▸ WHAT TO DO
Repeat, exactly and completely, the material that follows. Omit the pictures.

▸ INFORMATION SHOWN
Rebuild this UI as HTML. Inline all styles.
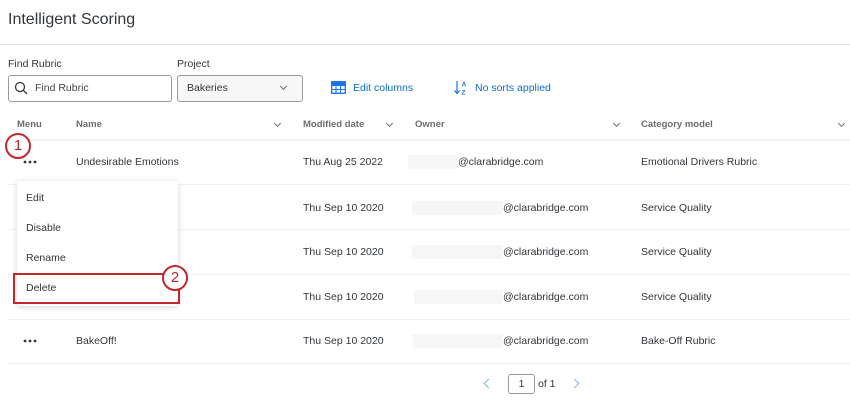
<!DOCTYPE html><html><head><style>
body{margin:0;width:850px;height:414px;background:#fff;font-family:"Liberation Sans",sans-serif;color:#32363a;position:relative;overflow:hidden;font-size:10.5px}
.a{position:absolute;white-space:nowrap}
.hl{position:absolute;left:8px;right:0;height:2px;background:#f0f0f0}
.hd{font-size:9.5px;color:#6a6d70;font-weight:bold}
.chev{position:absolute;width:4px;height:4px;border-right:1px solid #6a6d70;border-bottom:1px solid #6a6d70;transform:rotate(45deg)}
.blur{position:absolute;background:#f6f6f6;height:14px}
.dots{position:absolute}
</style></head><body>
<div class="a" style="left:8px;top:11px;font-size:16px;color:#32363a">Intelligent Scoring</div>
<div style="position:absolute;left:0;right:0;top:44px;height:1px;background:#e5e5e5"></div>
<div class="a" style="left:8px;top:58px;font-size:10.5px">Find Rubric</div>
<div class="a" style="left:177px;top:58px;font-size:10.5px">Project</div>
<div style="position:absolute;left:8px;top:75px;width:162px;height:25px;border:1px solid #999;border-radius:3px"></div>
<svg class="a" style="left:14px;top:81px" width="14" height="14"><circle cx="6" cy="6" r="4.5" fill="none" stroke="#32363a" stroke-width="1.3"/><path d="M9.3 9.3L13 13" stroke="#32363a" stroke-width="1.3"/></svg>
<div class="a" style="left:35px;top:82px;color:#444">Find Rubric</div>
<div style="position:absolute;left:177px;top:75px;width:124px;height:25px;border:1px solid #999;border-radius:3px;background:#f7f7f7"></div>
<div class="a" style="left:187px;top:82px">Bakeries</div>
<div class="chev" style="left:281px;top:84px"></div>
<svg class="a" style="left:331px;top:81px" width="15" height="13"><rect x="0.7" y="0.7" width="13.6" height="11.6" fill="none" stroke="#1a73e8" stroke-width="1.3"/><path d="M0.7 4.5H14.3M0.7 8.5H14.3M5 4.5V12.3M9.5 4.5V12.3" stroke="#1a73e8" stroke-width="1.1"/><rect x="0.7" y="0.7" width="13.6" height="3.8" fill="#1a73e8"/></svg>
<div class="a" style="left:353px;top:82px;color:#0b6bdc">Edit columns</div>
<svg class="a" style="left:454px;top:80px" width="14" height="16"><path d="M3 1V13M0.5 10.5L3 13.5L5.5 10.5" fill="none" stroke="#1a73e8" stroke-width="1.2"/><text x="7.5" y="6.5" font-size="6.5" fill="#1a73e8" font-family="Liberation Sans" font-weight="bold">A</text><text x="7.5" y="14.5" font-size="6.5" fill="#1a73e8" font-family="Liberation Sans" font-weight="bold">Z</text></svg>
<div class="a" style="left:475px;top:82px;color:#0b6bdc">No sorts applied</div>
<div class="a hd" style="left:17px;top:119px">Menu</div>
<div class="a hd" style="left:76px;top:119px">Name</div>
<div class="chev" style="left:275px;top:121px"></div>
<div class="a hd" style="left:303px;top:119px">Modified date</div>
<div class="chev" style="left:387px;top:121px"></div>
<div class="a hd" style="left:415px;top:119px">Owner</div>
<div class="chev" style="left:614px;top:121px"></div>
<div class="a hd" style="left:641px;top:119px">Category model</div>
<div class="chev" style="left:839px;top:121px"></div>
<div class="hl" style="top:139px"></div>
<div class="hl" style="top:184px;height:1px"></div>
<div class="hl" style="top:229px;height:1px"></div>
<div class="hl" style="top:274px;height:1px"></div>
<div class="hl" style="top:319px;height:1px"></div>
<div class="hl" style="top:363px;height:1px"></div>
<svg class="dots" style="left:23px;top:160px" width="14" height="4"><circle cx="2" cy="2" r="1.4" fill="#32363a"/><circle cx="7" cy="2" r="1.4" fill="#32363a"/><circle cx="12" cy="2" r="1.4" fill="#32363a"/></svg>
<div class="a" style="left:76px;top:156px">Undesirable Emotions</div>
<div class="a" style="left:303px;top:156px">Thu Aug 25 2022</div>
<div class="blur" style="left:408px;top:155px;width:50px"></div>
<div class="a" style="left:458px;top:156px">@clarabridge.com</div>
<div class="a" style="left:641px;top:156px">Emotional Drivers Rubric</div>
<div class="a" style="left:303px;top:202px">Thu Sep 10 2020</div>
<div class="blur" style="left:412px;top:201px;width:91px"></div>
<div class="a" style="left:503px;top:202px">@clarabridge.com</div>
<div class="a" style="left:641px;top:202px">Service Quality</div>
<div class="a" style="left:303px;top:246px">Thu Sep 10 2020</div>
<div class="blur" style="left:412px;top:245px;width:91px"></div>
<div class="a" style="left:503px;top:246px">@clarabridge.com</div>
<div class="a" style="left:641px;top:246px">Service Quality</div>
<div class="a" style="left:303px;top:291px">Thu Sep 10 2020</div>
<div class="blur" style="left:414px;top:290px;width:89px"></div>
<div class="a" style="left:503px;top:291px">@clarabridge.com</div>
<div class="a" style="left:641px;top:291px">Service Quality</div>
<svg class="dots" style="left:23px;top:339px" width="14" height="4"><circle cx="2" cy="2" r="1.4" fill="#32363a"/><circle cx="7" cy="2" r="1.4" fill="#32363a"/><circle cx="12" cy="2" r="1.4" fill="#32363a"/></svg>
<div class="a" style="left:76px;top:335px">BakeOff!</div>
<div class="a" style="left:303px;top:335px">Thu Sep 10 2020</div>
<div class="blur" style="left:413px;top:334px;width:90px"></div>
<div class="a" style="left:503px;top:335px">@clarabridge.com</div>
<div class="a" style="left:641px;top:335px">Bake-Off Rubric</div>
<div style="position:absolute;left:17px;top:181px;width:161px;height:125px;background:#fff;border-radius:3px;box-shadow:0 1px 6px rgba(0,0,0,.18)"></div>
<div class="a" style="left:26px;top:192px">Edit</div>
<div class="a" style="left:26px;top:222px">Disable</div>
<div class="a" style="left:26px;top:252px">Rename</div>
<div class="a" style="left:26px;top:282px">Delete</div>
<div style="position:absolute;left:13px;top:273px;width:167px;height:31px;border:2.5px solid #c1272d;box-sizing:border-box"></div>
<div class="a" style="left:162px;top:265px;width:22px;height:22px;border:2px solid #c1272d;border-radius:50%;background:#fff;text-align:center;line-height:22px;font-size:15px;color:#c1272d">2</div>
<div class="a" style="left:5px;top:133px;width:22px;height:22px;border:2px solid #c1272d;border-radius:50%;background:#fff;text-align:center;line-height:22px;font-size:15px;color:#c1272d">1</div>
<div class="chev" style="left:485px;top:380px;transform:rotate(135deg);border-color:#8ab4e8;width:6px;height:6px"></div>
<div style="position:absolute;left:508px;top:374px;width:25px;height:18px;border:1px solid #999;border-radius:3px;text-align:center;line-height:18px">1</div>
<div class="a" style="left:538px;top:378px">of 1</div>
<div class="chev" style="left:571px;top:380px;transform:rotate(-45deg);border-color:#8ab4e8;width:6px;height:6px"></div>
</body></html>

▸ RESULT FOR THIS EXERCISE
Rebuild this UI as HTML. Inline all styles.
<!DOCTYPE html><html><head><style>
body{margin:0;width:850px;height:414px;background:#fff;font-family:"Liberation Sans",sans-serif;color:#32363a;position:relative;overflow:hidden;font-size:10.5px}
.a{position:absolute;white-space:nowrap}
.hl{position:absolute;left:8px;right:0;height:2px;background:#f0f0f0}
.hd{font-size:9.5px;color:#6a6d70;font-weight:bold}
.chev{position:absolute;width:4px;height:4px;border-right:1px solid #6a6d70;border-bottom:1px solid #6a6d70;transform:rotate(45deg)}
.blur{position:absolute;background:#f6f6f6;height:14px}
.dots{position:absolute}
</style></head><body>
<div class="a" style="left:8px;top:11px;font-size:16px;color:#32363a">Intelligent Scoring</div>
<div style="position:absolute;left:0;right:0;top:44px;height:1px;background:#e5e5e5"></div>
<div class="a" style="left:8px;top:58px;font-size:10.5px">Find Rubric</div>
<div class="a" style="left:177px;top:58px;font-size:10.5px">Project</div>
<div style="position:absolute;left:8px;top:75px;width:162px;height:25px;border:1px solid #999;border-radius:3px"></div>
<svg class="a" style="left:14px;top:81px" width="14" height="14"><circle cx="6" cy="6" r="4.5" fill="none" stroke="#32363a" stroke-width="1.3"/><path d="M9.3 9.3L13 13" stroke="#32363a" stroke-width="1.3"/></svg>
<div class="a" style="left:35px;top:82px;color:#444">Find Rubric</div>
<div style="position:absolute;left:177px;top:75px;width:124px;height:25px;border:1px solid #999;border-radius:3px;background:#f7f7f7"></div>
<div class="a" style="left:187px;top:82px">Bakeries</div>
<div class="chev" style="left:281px;top:84px"></div>
<svg class="a" style="left:331px;top:81px" width="15" height="13"><rect x="0.7" y="0.7" width="13.6" height="11.6" fill="none" stroke="#1a73e8" stroke-width="1.3"/><path d="M0.7 4.5H14.3M0.7 8.5H14.3M5 4.5V12.3M9.5 4.5V12.3" stroke="#1a73e8" stroke-width="1.1"/><rect x="0.7" y="0.7" width="13.6" height="3.8" fill="#1a73e8"/></svg>
<div class="a" style="left:353px;top:82px;color:#0b6bdc">Edit columns</div>
<svg class="a" style="left:454px;top:80px" width="14" height="16"><path d="M3 1V13M0.5 10.5L3 13.5L5.5 10.5" fill="none" stroke="#1a73e8" stroke-width="1.2"/><text x="7.5" y="6.5" font-size="6.5" fill="#1a73e8" font-family="Liberation Sans" font-weight="bold">A</text><text x="7.5" y="14.5" font-size="6.5" fill="#1a73e8" font-family="Liberation Sans" font-weight="bold">Z</text></svg>
<div class="a" style="left:475px;top:82px;color:#0b6bdc">No sorts applied</div>
<div class="a hd" style="left:17px;top:119px">Menu</div>
<div class="a hd" style="left:76px;top:119px">Name</div>
<div class="chev" style="left:275px;top:121px"></div>
<div class="a hd" style="left:303px;top:119px">Modified date</div>
<div class="chev" style="left:387px;top:121px"></div>
<div class="a hd" style="left:415px;top:119px">Owner</div>
<div class="chev" style="left:614px;top:121px"></div>
<div class="a hd" style="left:641px;top:119px">Category model</div>
<div class="chev" style="left:839px;top:121px"></div>
<div class="hl" style="top:139px"></div>
<div class="hl" style="top:184px;height:1px"></div>
<div class="hl" style="top:229px;height:1px"></div>
<div class="hl" style="top:274px;height:1px"></div>
<div class="hl" style="top:319px;height:1px"></div>
<div class="hl" style="top:363px;height:1px"></div>
<svg class="dots" style="left:23px;top:160px" width="14" height="4"><circle cx="2" cy="2" r="1.4" fill="#32363a"/><circle cx="7" cy="2" r="1.4" fill="#32363a"/><circle cx="12" cy="2" r="1.4" fill="#32363a"/></svg>
<div class="a" style="left:76px;top:156px">Undesirable Emotions</div>
<div class="a" style="left:303px;top:156px">Thu Aug 25 2022</div>
<div class="blur" style="left:408px;top:155px;width:50px"></div>
<div class="a" style="left:458px;top:156px">@clarabridge.com</div>
<div class="a" style="left:641px;top:156px">Emotional Drivers Rubric</div>
<div class="a" style="left:303px;top:202px">Thu Sep 10 2020</div>
<div class="blur" style="left:412px;top:201px;width:91px"></div>
<div class="a" style="left:503px;top:202px">@clarabridge.com</div>
<div class="a" style="left:641px;top:202px">Service Quality</div>
<div class="a" style="left:303px;top:246px">Thu Sep 10 2020</div>
<div class="blur" style="left:412px;top:245px;width:91px"></div>
<div class="a" style="left:503px;top:246px">@clarabridge.com</div>
<div class="a" style="left:641px;top:246px">Service Quality</div>
<div class="a" style="left:303px;top:291px">Thu Sep 10 2020</div>
<div class="blur" style="left:414px;top:290px;width:89px"></div>
<div class="a" style="left:503px;top:291px">@clarabridge.com</div>
<div class="a" style="left:641px;top:291px">Service Quality</div>
<svg class="dots" style="left:23px;top:339px" width="14" height="4"><circle cx="2" cy="2" r="1.4" fill="#32363a"/><circle cx="7" cy="2" r="1.4" fill="#32363a"/><circle cx="12" cy="2" r="1.4" fill="#32363a"/></svg>
<div class="a" style="left:76px;top:335px">BakeOff!</div>
<div class="a" style="left:303px;top:335px">Thu Sep 10 2020</div>
<div class="blur" style="left:413px;top:334px;width:90px"></div>
<div class="a" style="left:503px;top:335px">@clarabridge.com</div>
<div class="a" style="left:641px;top:335px">Bake-Off Rubric</div>
<div style="position:absolute;left:17px;top:181px;width:161px;height:125px;background:#fff;border-radius:3px;box-shadow:0 1px 6px rgba(0,0,0,.18)"></div>
<div class="a" style="left:26px;top:192px">Edit</div>
<div class="a" style="left:26px;top:222px">Disable</div>
<div class="a" style="left:26px;top:252px">Rename</div>
<div class="a" style="left:26px;top:282px">Delete</div>
<div style="position:absolute;left:13px;top:273px;width:167px;height:31px;border:2.5px solid #c1272d;box-sizing:border-box"></div>
<div class="a" style="left:162px;top:265px;width:22px;height:22px;border:2px solid #c1272d;border-radius:50%;background:#fff;text-align:center;line-height:22px;font-size:15px;color:#c1272d">2</div>
<div class="a" style="left:5px;top:133px;width:22px;height:22px;border:2px solid #c1272d;border-radius:50%;background:#fff;text-align:center;line-height:22px;font-size:15px;color:#c1272d">1</div>
<div class="chev" style="left:485px;top:380px;transform:rotate(135deg);border-color:#8ab4e8;width:6px;height:6px"></div>
<div style="position:absolute;left:508px;top:374px;width:25px;height:18px;border:1px solid #999;border-radius:3px;text-align:center;line-height:18px">1</div>
<div class="a" style="left:538px;top:378px">of 1</div>
<div class="chev" style="left:571px;top:380px;transform:rotate(-45deg);border-color:#8ab4e8;width:6px;height:6px"></div>
</body></html>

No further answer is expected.